The world has pinned its hopes on the fact that this year’s global climate conference, COP26, will deliver the action-conducive consensus that is urgently needed to address climate change. But what is the COP, who are the actors behind it, and what can we expect from this year’s edition?
These days, it seems like not a day goes by without news of yet another country, company, city or another institution committing to ambitious climate targets in a bid to keep the rise in global temperature below 1.5 degrees. A key impetus behind the flurry of climate-focused activity this year is the much-anticipated COP26. Scheduled to take place from 1-12 November, this edition of the Conference of Parties (COP) is expected to deliver a concrete pathway for the world to move from statements to action when it comes to the Paris Agreement. Momentum has been building since the previous COP took place in Madrid in November 2019, so the stakes are high.
This edition of the COP comes six years after the adoption of the Paris Agreement, whereby the majority of the world’s nations committed to containing global warming to well below 2 degrees Celsius, and preferably to 1.5 degrees. It is therefore a key moment to take stock of progress, but also ramp up commitments together with a clear action plan of how the targets will be met in the short, medium and long terms.
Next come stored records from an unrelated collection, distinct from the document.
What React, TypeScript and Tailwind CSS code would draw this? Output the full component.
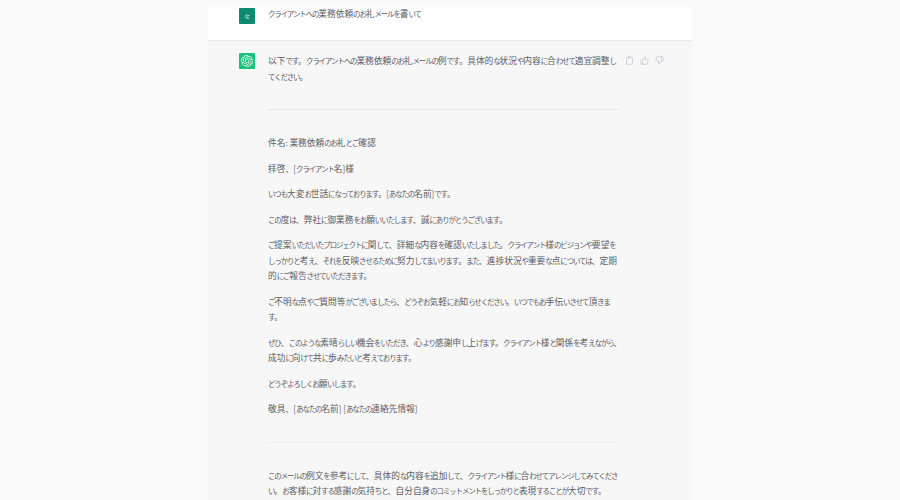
import { Clipboard, ThumbsUp, ThumbsDown } from 'lucide-react'
import { SiOpenai } from 'react-icons/si'

const font = "font-['Noto_Sans_CJK_JP','Liberation_Sans',sans-serif]"

// the reference font has wide kanji and narrow kana, so runs get their own size
function Runs({ text }: { text: string }) {
  const runs = text.match(/[\u4e00-\u9fff]+|[\u3041-\u30ff]+|[^\u4e00-\u9fff\u3041-\u30ff]+/g) ?? []
  return (
    <>
      {runs.map((run, i) => {
        if (/[\u4e00-\u9fff]/.test(run)) return <span key={i} className="text-[8.7px]">{run}</span>
        if (/[\u3041-\u30ff]/.test(run)) return <span key={i} className="text-[7.5px] tracking-[-1.17px]">{run}</span>
        return <span key={i}>{run}</span>
      })}
    </>
  )
}

function Para({ lines, mt }: { lines: string[]; mt: string }) {
  return (
    <div className={mt}>
      {lines.map(line => (
        <div key={line} className="whitespace-nowrap"><Runs text={line} /></div>
      ))}
    </div>
  )
}

export default function App() {
  return (
    <div className={`h-[500px] w-[900px] overflow-hidden bg-[#fafafa] text-[8px] leading-[15.5px] text-[#5c5c62] ${font}`}>
      <div className="mx-auto w-[484px]">
        <div className="h-[41px] border-b border-[#eaeaec] bg-gradient-to-b from-[#f9f9f9] to-white to-[30%]">
          <div className="flex pt-2 pl-[31px]">
            <div className="flex h-4 w-4 items-center justify-center rounded-[1px] bg-[#0d8a72] text-[5px] text-white">な</div>
            <div className="ml-[13px] -mt-[2px]"><Runs text="クライアントへの業務依頼のお礼メールを書いて" /></div>
          </div>
        </div>

        <div className="flex h-[459px] bg-[#f7f7f8] pt-3 pl-[31px]">
          <div className="flex h-4 w-4 shrink-0 items-center justify-center rounded-[1px] bg-[#19c37d] text-white/85">
            <SiOpenai size={12} />
          </div>
          <div className="ml-[13px] w-[350px] shrink-0">
            <Para
              mt=""
              lines={['以下です。クライアントへの業務依頼のお礼メールの例です。具体的な状況や内容に合わせて適宜調整し', 'てください。']}
            />
            <div className="mt-[25px] border-t border-[#e5e5e7]" />
            <Para mt="mt-[25px]" lines={['件名: 業務依頼のお礼とご確認']} />
            <Para mt="mt-[10px]" lines={['拝啓、[クライアント名]様']} />
            <Para mt="mt-[10px]" lines={['いつも大変お世話になっております。[あなたの名前]です。']} />
            <Para mt="mt-[10px]" lines={['この度は、弊社に御業務をお願いいたします、誠にありがとうございます。']} />
            <Para
              mt="mt-[10px]"
              lines={[
                'ご提案いただいたプロジェクトに関して、詳細な内容を確認いたしました。クライアント様のビジョンや要望を',
                'しっかりと考え、それを反映させるために努力してまいります。また、進捗状況や重要な点については、定期',
                '的にご報告させていただきます。',
              ]}
            />
            <Para
              mt="mt-[10px]"
              lines={['ご不明な点やご質問等がございましたら、どうぞお気軽にお知らせください。いつでもお手伝いさせて頂きま', 'す。']}
            />
            <Para
              mt="mt-[10px]"
              lines={['ぜひ、このような素晴らしい機会をいただき、心より感謝申し上げます。クライアント様と関係を考えながら、', '成功に向けて共に歩みたいと考えております。']}
            />
            <Para mt="mt-[10px]" lines={['どうぞよろしくお願いします。']} />
            <Para mt="mt-[10px]" lines={['敬具、[あなたの名前] [あなたの連絡先情報]']} />
            <div className="mt-[25px] border-t border-[#eeeeef]" />
            <Para
              mt="mt-[25px]"
              lines={['このメールの例文を参考にして、具体的な内容を追加して、クライアント様に合わせてアレンジしてみてくださ', 'い。お客様に対する感謝の気持ちと、自分自身のコミットメントをしっかりと表現することが大切です。']}
            />
          </div>
          <div className="ml-[7px] flex h-[15px] shrink-0 items-center gap-[6px] text-[#c5c5d2]">
            <Clipboard size={9} />
            <ThumbsUp size={9} />
            <ThumbsDown size={9} />
          </div>
        </div>
      </div>
    </div>
  )
}
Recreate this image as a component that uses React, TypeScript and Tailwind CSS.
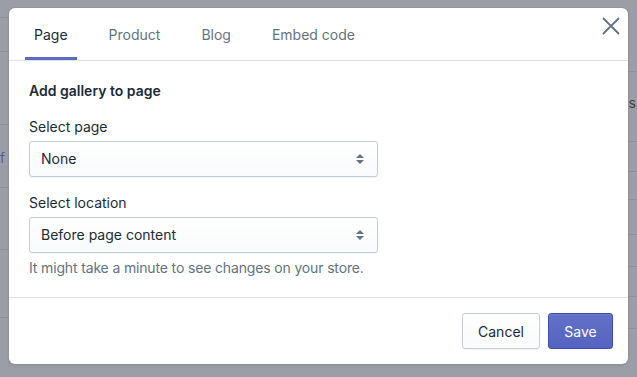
import React from "react";

const tabs = ["Page", "Product", "Blog", "Embed code"];

function SelectBox({ value }: { value: string }) {
  return (
    <div className="flex h-[36px] w-[349px] items-center justify-between rounded-[3px] border border-[#c4cdd5] bg-gradient-to-b from-white to-[#f9fafb] pl-[11px] pr-[12px] shadow-[0_1px_0_rgba(22,29,37,0.05)]">
      <span className="text-[14px] leading-[20px] text-[#212b36]">{value}</span>
      <svg width="10" height="14" viewBox="0 0 10 14">
        <path d="M5 2 L9 6 H1 Z" fill="#637381" />
        <path d="M5 12 L9 8 H1 Z" fill="#637381" />
      </svg>
    </div>
  );
}

export default function App() {
  return (
    <main
      className="relative h-[377px] w-[637px] overflow-hidden bg-[#9b9ea6]"
      style={{ fontFamily: "Inter, 'Noto Sans', sans-serif" }}
    >
      {/* page behind the overlay */}
      <div className="flex h-full">
        <div className="flex w-[9px] flex-col">
          <div className="h-[18px] border-b border-[#8e9199]" />
          <div className="h-[34px] border-b border-[#8e9199]" />
          <div className="h-[73px] border-b border-[#8e9199]" />
          <div className="h-[63px] border-b border-[#8e9199]" />
          <div className="h-[62px] border-b border-[#8e9199]" />
          <div className="h-[68px] border-b border-[#8e9199]" />
        </div>
        <div className="flex-1" />
        <div className="flex w-[9px] flex-col">
          <div className="h-[72px] border-b border-[#8e9199]" />
          <div className="h-[70px] border-b border-[#8e9199]" />
          <div className="h-[30px] border-b border-[#8e9199]" />
          <div className="h-[28px] border-b border-[#8e9199]" />
          <div className="h-[35px] border-b border-[#8e9199]" />
          <div className="h-[32px] border-b border-[#8e9199]" />
          <div className="h-[30px] border-b border-[#8e9199]" />
          <div className="h-[32px] border-b border-[#8e9199]" />
        </div>
      </div>
      <span className="absolute left-[0px] top-[149px] text-[13px] text-[#4c5aa8]">f</span>
      <span className="absolute right-[1px] top-[92px] text-[14px] text-[#3f444b]">Actions</span>

      {/* modal */}
      <div className="absolute left-[9px] top-[8px] flex h-[356px] w-[619px] flex-col rounded-[6px] bg-white shadow-[0_0_0_1px_rgba(63,63,68,0.05),0_1px_3px_rgba(63,63,68,0.15)]">
        <div className="relative flex h-[53px] items-end border-b border-[#dfe3e8] pl-[16px]">
          <div className="flex gap-[23px]">
            {tabs.map((t, i) => (
              <div
                key={t}
                className={
                  i === 0
                    ? "flex h-[52px] items-center border-b-[3px] border-[#5c6ac4] px-[9px] pt-[3px] text-[14px] text-[#212b36]"
                    : "flex h-[52px] items-center border-b-[3px] border-transparent px-[9px] pt-[3px] text-[14px] text-[#637381]"
                }
              >
                {t}
              </div>
            ))}
          </div>
          <button className="absolute right-[8px] top-[9px] flex h-[18px] w-[18px] items-center justify-center">
            <svg width="18" height="18" viewBox="0 0 18 18">
              <path d="M1.5 1.5 L16.5 16.5 M16.5 1.5 L1.5 16.5" stroke="#637381" strokeWidth="1.8" strokeLinecap="round" />
            </svg>
          </button>
        </div>

        <div className="flex flex-col px-[20px] pt-[20px]">
          <h2 className="text-[14px] font-semibold leading-[20px] text-[#212b36]">Add gallery to page</h2>
          <label className="mt-[16px] text-[14px] leading-[20px] text-[#212b36]">Select page</label>
          <div className="mt-[4px]">
            <SelectBox value="None" />
          </div>
          <label className="mt-[16px] text-[14px] leading-[20px] text-[#212b36]">Select location</label>
          <div className="mt-[4px]">
            <SelectBox value="Before page content" />
          </div>
          <p className="mt-[5px] text-[14px] leading-[20px] tracking-[-0.15px] text-[#637381]">
            It might take a minute to see changes on your store.
          </p>
        </div>

        <div className="mt-auto flex h-[67px] items-center justify-end gap-[8px] border-t border-[#dfe3e8] px-[15px]">
          <button className="h-[36px] w-[78px] rounded-[3px] border border-[#c4cdd5] bg-gradient-to-b from-white to-[#f9fafb] text-[14px] text-[#212b36] shadow-[0_1px_0_rgba(22,29,37,0.05)]">
            Cancel
          </button>
          <button className="h-[36px] w-[65px] rounded-[3px] border border-[#3f4eae] bg-gradient-to-b from-[#6371c7] to-[#5563c1] text-[14px] text-white shadow-[inset_0_1px_0_0_#6f7bcb]">
            Save
          </button>
        </div>
      </div>
    </main>
  );
}
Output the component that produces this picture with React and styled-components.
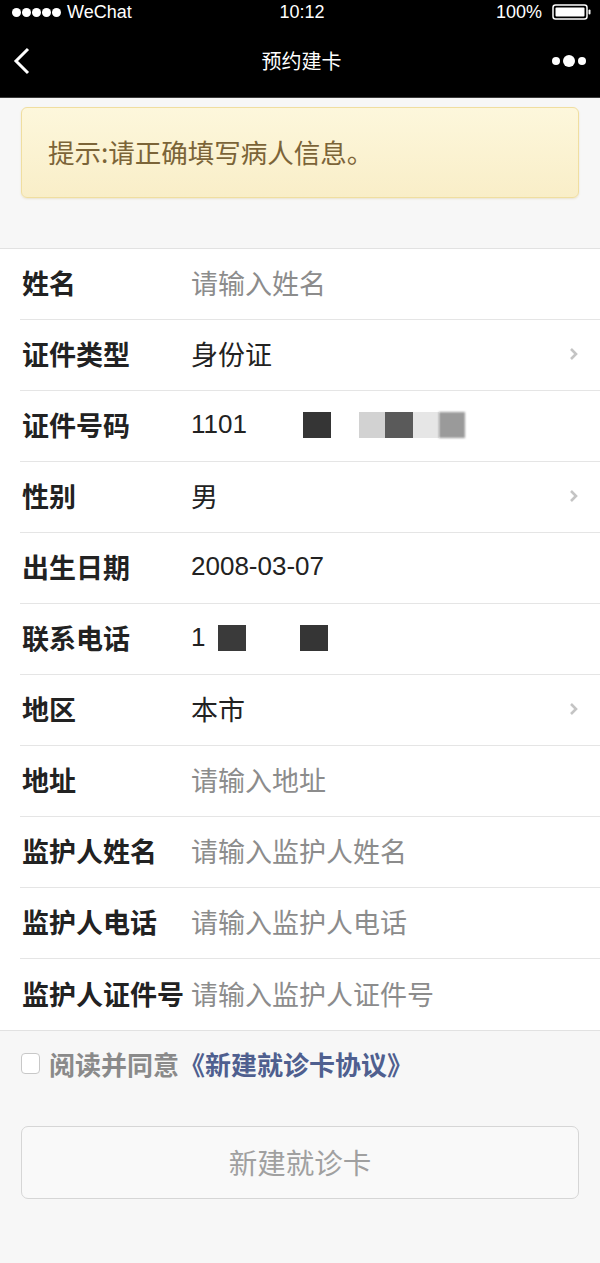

But what does this event need to deliver for it to be deemed a ‘good’ COP? Who are the actors behind it? And what do the many acronyms frequently used in climate diplomacy — COP, UNFCCC, IPCC, BINGO, RINGO, ENGO — actually mean?
How it all started
The year was 1992 and the future seemed full of promise. The fall of the Berlin Wall in 1989 and the dissolution of the Soviet Union in 1991 marked the end of the Cold War that had effectively divided the world into two blocs for over four decades. While many rejoiced in their newfound freedoms, borders opened, and trade barriers were lifted, the UN convened the largest global gathering to discuss economic development and the environment, held in Rio de Janeiro.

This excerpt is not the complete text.